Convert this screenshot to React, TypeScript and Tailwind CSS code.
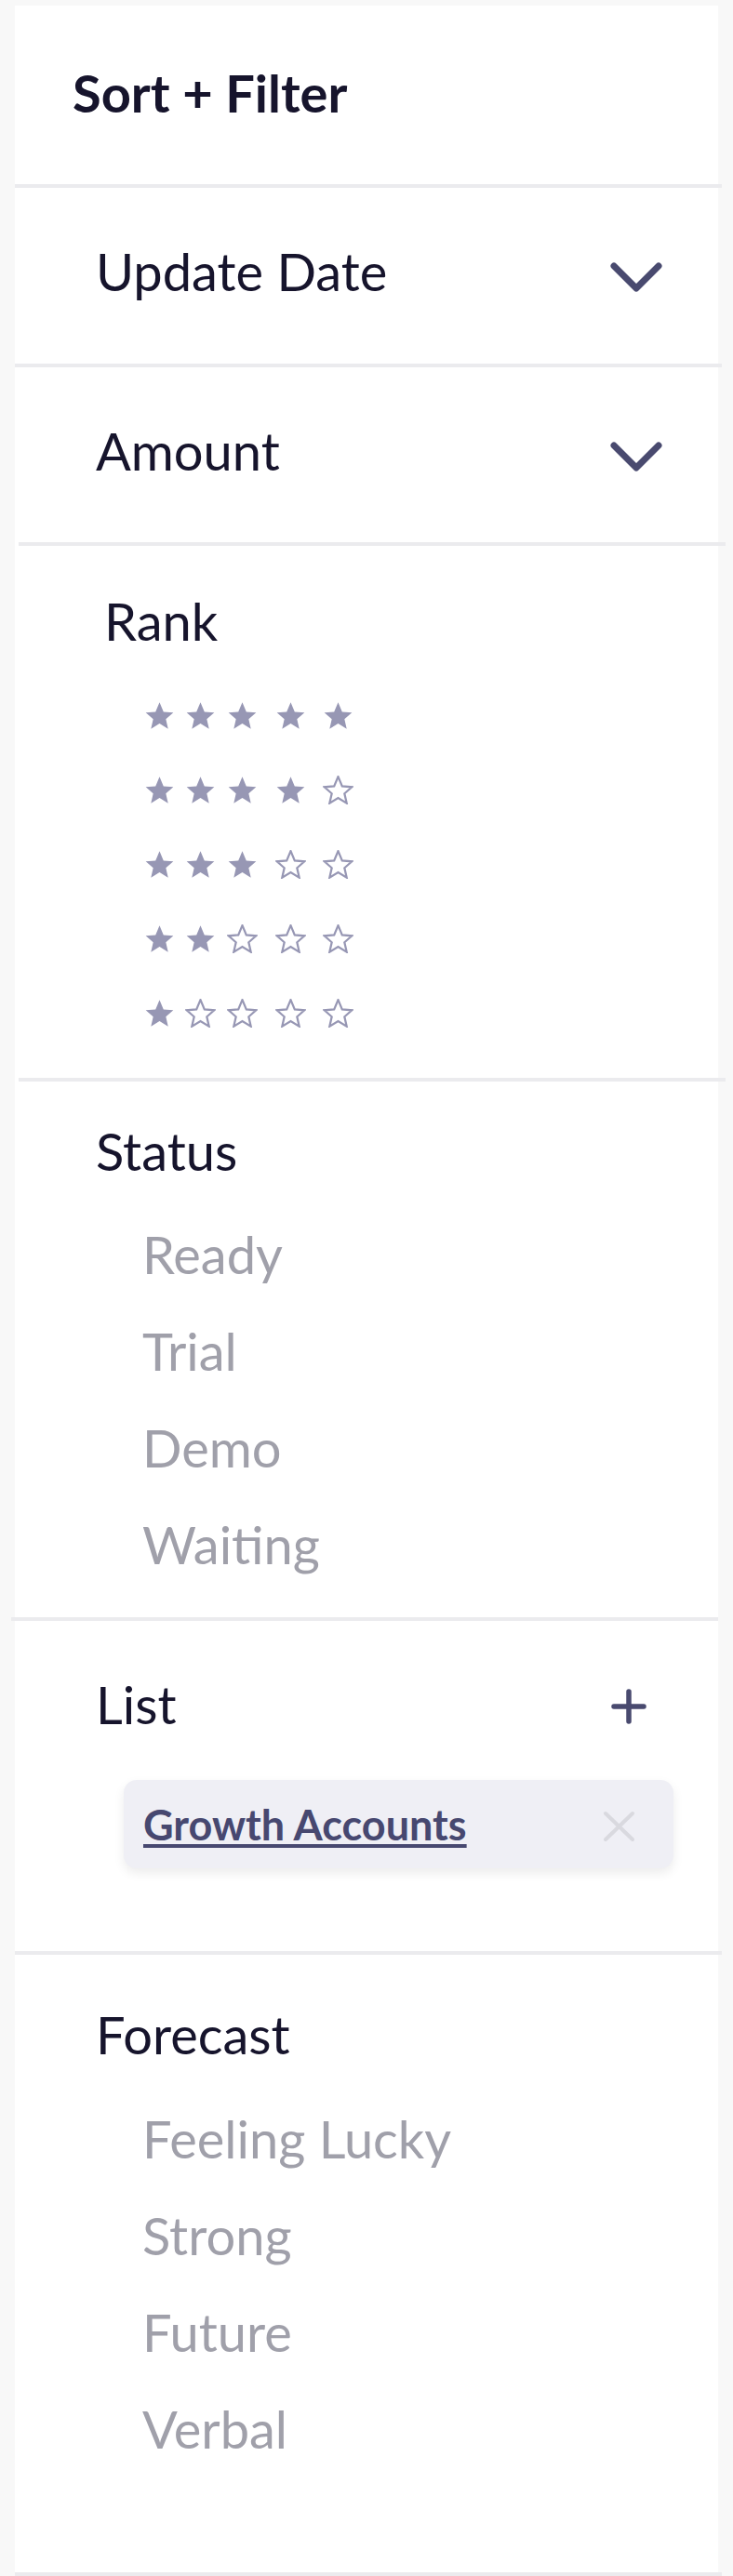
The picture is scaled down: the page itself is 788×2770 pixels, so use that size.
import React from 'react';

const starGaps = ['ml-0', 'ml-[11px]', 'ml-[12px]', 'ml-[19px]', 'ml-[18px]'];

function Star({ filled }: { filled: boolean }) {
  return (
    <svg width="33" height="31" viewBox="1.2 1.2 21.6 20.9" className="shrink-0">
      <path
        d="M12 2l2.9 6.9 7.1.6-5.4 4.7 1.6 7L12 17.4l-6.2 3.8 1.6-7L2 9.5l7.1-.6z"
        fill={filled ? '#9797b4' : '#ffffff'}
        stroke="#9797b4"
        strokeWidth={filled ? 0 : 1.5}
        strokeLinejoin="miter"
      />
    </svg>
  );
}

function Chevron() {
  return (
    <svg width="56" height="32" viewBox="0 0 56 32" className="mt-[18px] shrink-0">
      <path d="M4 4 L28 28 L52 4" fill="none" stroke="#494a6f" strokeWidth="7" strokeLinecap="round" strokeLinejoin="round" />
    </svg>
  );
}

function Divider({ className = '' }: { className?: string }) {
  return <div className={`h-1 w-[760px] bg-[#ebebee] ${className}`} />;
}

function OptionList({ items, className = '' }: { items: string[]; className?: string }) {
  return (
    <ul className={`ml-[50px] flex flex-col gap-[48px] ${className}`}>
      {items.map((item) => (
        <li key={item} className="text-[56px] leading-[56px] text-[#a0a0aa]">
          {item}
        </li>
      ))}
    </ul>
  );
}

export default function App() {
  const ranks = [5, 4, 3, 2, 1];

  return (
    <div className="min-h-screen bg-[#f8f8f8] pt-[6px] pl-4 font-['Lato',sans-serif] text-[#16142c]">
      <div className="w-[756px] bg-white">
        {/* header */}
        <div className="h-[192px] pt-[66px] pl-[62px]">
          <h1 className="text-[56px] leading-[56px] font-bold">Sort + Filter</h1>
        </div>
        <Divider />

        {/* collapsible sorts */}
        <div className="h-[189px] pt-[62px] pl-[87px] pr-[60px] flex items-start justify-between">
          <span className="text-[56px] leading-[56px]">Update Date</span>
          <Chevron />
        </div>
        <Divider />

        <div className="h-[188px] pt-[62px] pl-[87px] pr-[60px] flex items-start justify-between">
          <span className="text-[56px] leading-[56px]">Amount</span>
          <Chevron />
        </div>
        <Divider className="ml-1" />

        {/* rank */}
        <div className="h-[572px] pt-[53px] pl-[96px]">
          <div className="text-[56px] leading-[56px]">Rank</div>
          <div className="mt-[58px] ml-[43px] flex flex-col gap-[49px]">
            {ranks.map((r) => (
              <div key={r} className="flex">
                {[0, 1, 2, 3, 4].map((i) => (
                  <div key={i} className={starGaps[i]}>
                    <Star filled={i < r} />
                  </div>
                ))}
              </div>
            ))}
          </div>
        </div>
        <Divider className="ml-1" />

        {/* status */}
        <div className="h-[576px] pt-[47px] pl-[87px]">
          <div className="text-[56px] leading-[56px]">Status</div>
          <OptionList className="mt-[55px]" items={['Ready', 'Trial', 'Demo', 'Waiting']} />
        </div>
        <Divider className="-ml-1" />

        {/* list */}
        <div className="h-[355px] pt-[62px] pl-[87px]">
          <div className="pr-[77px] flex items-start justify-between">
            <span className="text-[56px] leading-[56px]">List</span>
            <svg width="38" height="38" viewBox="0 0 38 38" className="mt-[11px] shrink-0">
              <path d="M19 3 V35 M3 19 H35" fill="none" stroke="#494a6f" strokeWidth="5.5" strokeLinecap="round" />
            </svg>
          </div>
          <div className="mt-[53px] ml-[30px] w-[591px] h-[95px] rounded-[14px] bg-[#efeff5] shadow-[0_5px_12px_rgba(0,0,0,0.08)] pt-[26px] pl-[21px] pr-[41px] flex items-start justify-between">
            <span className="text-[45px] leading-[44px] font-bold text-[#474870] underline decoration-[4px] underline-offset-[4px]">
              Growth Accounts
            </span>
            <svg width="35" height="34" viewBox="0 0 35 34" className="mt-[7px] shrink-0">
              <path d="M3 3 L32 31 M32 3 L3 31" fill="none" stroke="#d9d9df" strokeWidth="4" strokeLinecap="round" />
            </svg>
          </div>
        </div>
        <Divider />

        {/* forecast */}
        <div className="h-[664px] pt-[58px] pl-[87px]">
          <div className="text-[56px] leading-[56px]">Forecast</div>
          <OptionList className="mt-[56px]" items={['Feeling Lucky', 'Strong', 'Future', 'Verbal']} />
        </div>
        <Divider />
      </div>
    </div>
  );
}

__Goal__: Please write out all the data again word for word, but not the pictures.

__Full response__:
Convert this screenshot to React, TypeScript and Tailwind CSS code.
The picture is scaled down: the page itself is 788×2770 pixels, so use that size.
import React from 'react';

const starGaps = ['ml-0', 'ml-[11px]', 'ml-[12px]', 'ml-[19px]', 'ml-[18px]'];

function Star({ filled }: { filled: boolean }) {
  return (
    <svg width="33" height="31" viewBox="1.2 1.2 21.6 20.9" className="shrink-0">
      <path
        d="M12 2l2.9 6.9 7.1.6-5.4 4.7 1.6 7L12 17.4l-6.2 3.8 1.6-7L2 9.5l7.1-.6z"
        fill={filled ? '#9797b4' : '#ffffff'}
        stroke="#9797b4"
        strokeWidth={filled ? 0 : 1.5}
        strokeLinejoin="miter"
      />
    </svg>
  );
}

function Chevron() {
  return (
    <svg width="56" height="32" viewBox="0 0 56 32" className="mt-[18px] shrink-0">
      <path d="M4 4 L28 28 L52 4" fill="none" stroke="#494a6f" strokeWidth="7" strokeLinecap="round" strokeLinejoin="round" />
    </svg>
  );
}

function Divider({ className = '' }: { className?: string }) {
  return <div className={`h-1 w-[760px] bg-[#ebebee] ${className}`} />;
}

function OptionList({ items, className = '' }: { items: string[]; className?: string }) {
  return (
    <ul className={`ml-[50px] flex flex-col gap-[48px] ${className}`}>
      {items.map((item) => (
        <li key={item} className="text-[56px] leading-[56px] text-[#a0a0aa]">
          {item}
        </li>
      ))}
    </ul>
  );
}

export default function App() {
  const ranks = [5, 4, 3, 2, 1];

  return (
    <div className="min-h-screen bg-[#f8f8f8] pt-[6px] pl-4 font-['Lato',sans-serif] text-[#16142c]">
      <div className="w-[756px] bg-white">
        {/* header */}
        <div className="h-[192px] pt-[66px] pl-[62px]">
          <h1 className="text-[56px] leading-[56px] font-bold">Sort + Filter</h1>
        </div>
        <Divider />

        {/* collapsible sorts */}
        <div className="h-[189px] pt-[62px] pl-[87px] pr-[60px] flex items-start justify-between">
          <span className="text-[56px] leading-[56px]">Update Date</span>
          <Chevron />
        </div>
        <Divider />

        <div className="h-[188px] pt-[62px] pl-[87px] pr-[60px] flex items-start justify-between">
          <span className="text-[56px] leading-[56px]">Amount</span>
          <Chevron />
        </div>
        <Divider className="ml-1" />

        {/* rank */}
        <div className="h-[572px] pt-[53px] pl-[96px]">
          <div className="text-[56px] leading-[56px]">Rank</div>
          <div className="mt-[58px] ml-[43px] flex flex-col gap-[49px]">
            {ranks.map((r) => (
              <div key={r} className="flex">
                {[0, 1, 2, 3, 4].map((i) => (
                  <div key={i} className={starGaps[i]}>
                    <Star filled={i < r} />
                  </div>
                ))}
              </div>
            ))}
          </div>
        </div>
        <Divider className="ml-1" />

        {/* status */}
        <div className="h-[576px] pt-[47px] pl-[87px]">
          <div className="text-[56px] leading-[56px]">Status</div>
          <OptionList className="mt-[55px]" items={['Ready', 'Trial', 'Demo', 'Waiting']} />
        </div>
        <Divider className="-ml-1" />

        {/* list */}
        <div className="h-[355px] pt-[62px] pl-[87px]">
          <div className="pr-[77px] flex items-start justify-between">
            <span className="text-[56px] leading-[56px]">List</span>
            <svg width="38" height="38" viewBox="0 0 38 38" className="mt-[11px] shrink-0">
              <path d="M19 3 V35 M3 19 H35" fill="none" stroke="#494a6f" strokeWidth="5.5" strokeLinecap="round" />
            </svg>
          </div>
          <div className="mt-[53px] ml-[30px] w-[591px] h-[95px] rounded-[14px] bg-[#efeff5] shadow-[0_5px_12px_rgba(0,0,0,0.08)] pt-[26px] pl-[21px] pr-[41px] flex items-start justify-between">
            <span className="text-[45px] leading-[44px] font-bold text-[#474870] underline decoration-[4px] underline-offset-[4px]">
              Growth Accounts
            </span>
            <svg width="35" height="34" viewBox="0 0 35 34" className="mt-[7px] shrink-0">
              <path d="M3 3 L32 31 M32 3 L3 31" fill="none" stroke="#d9d9df" strokeWidth="4" strokeLinecap="round" />
            </svg>
          </div>
        </div>
        <Divider />

        {/* forecast */}
        <div className="h-[664px] pt-[58px] pl-[87px]">
          <div className="text-[56px] leading-[56px]">Forecast</div>
          <OptionList className="mt-[56px]" items={['Feeling Lucky', 'Strong', 'Future', 'Verbal']} />
        </div>
        <Divider />
      </div>
    </div>
  );
}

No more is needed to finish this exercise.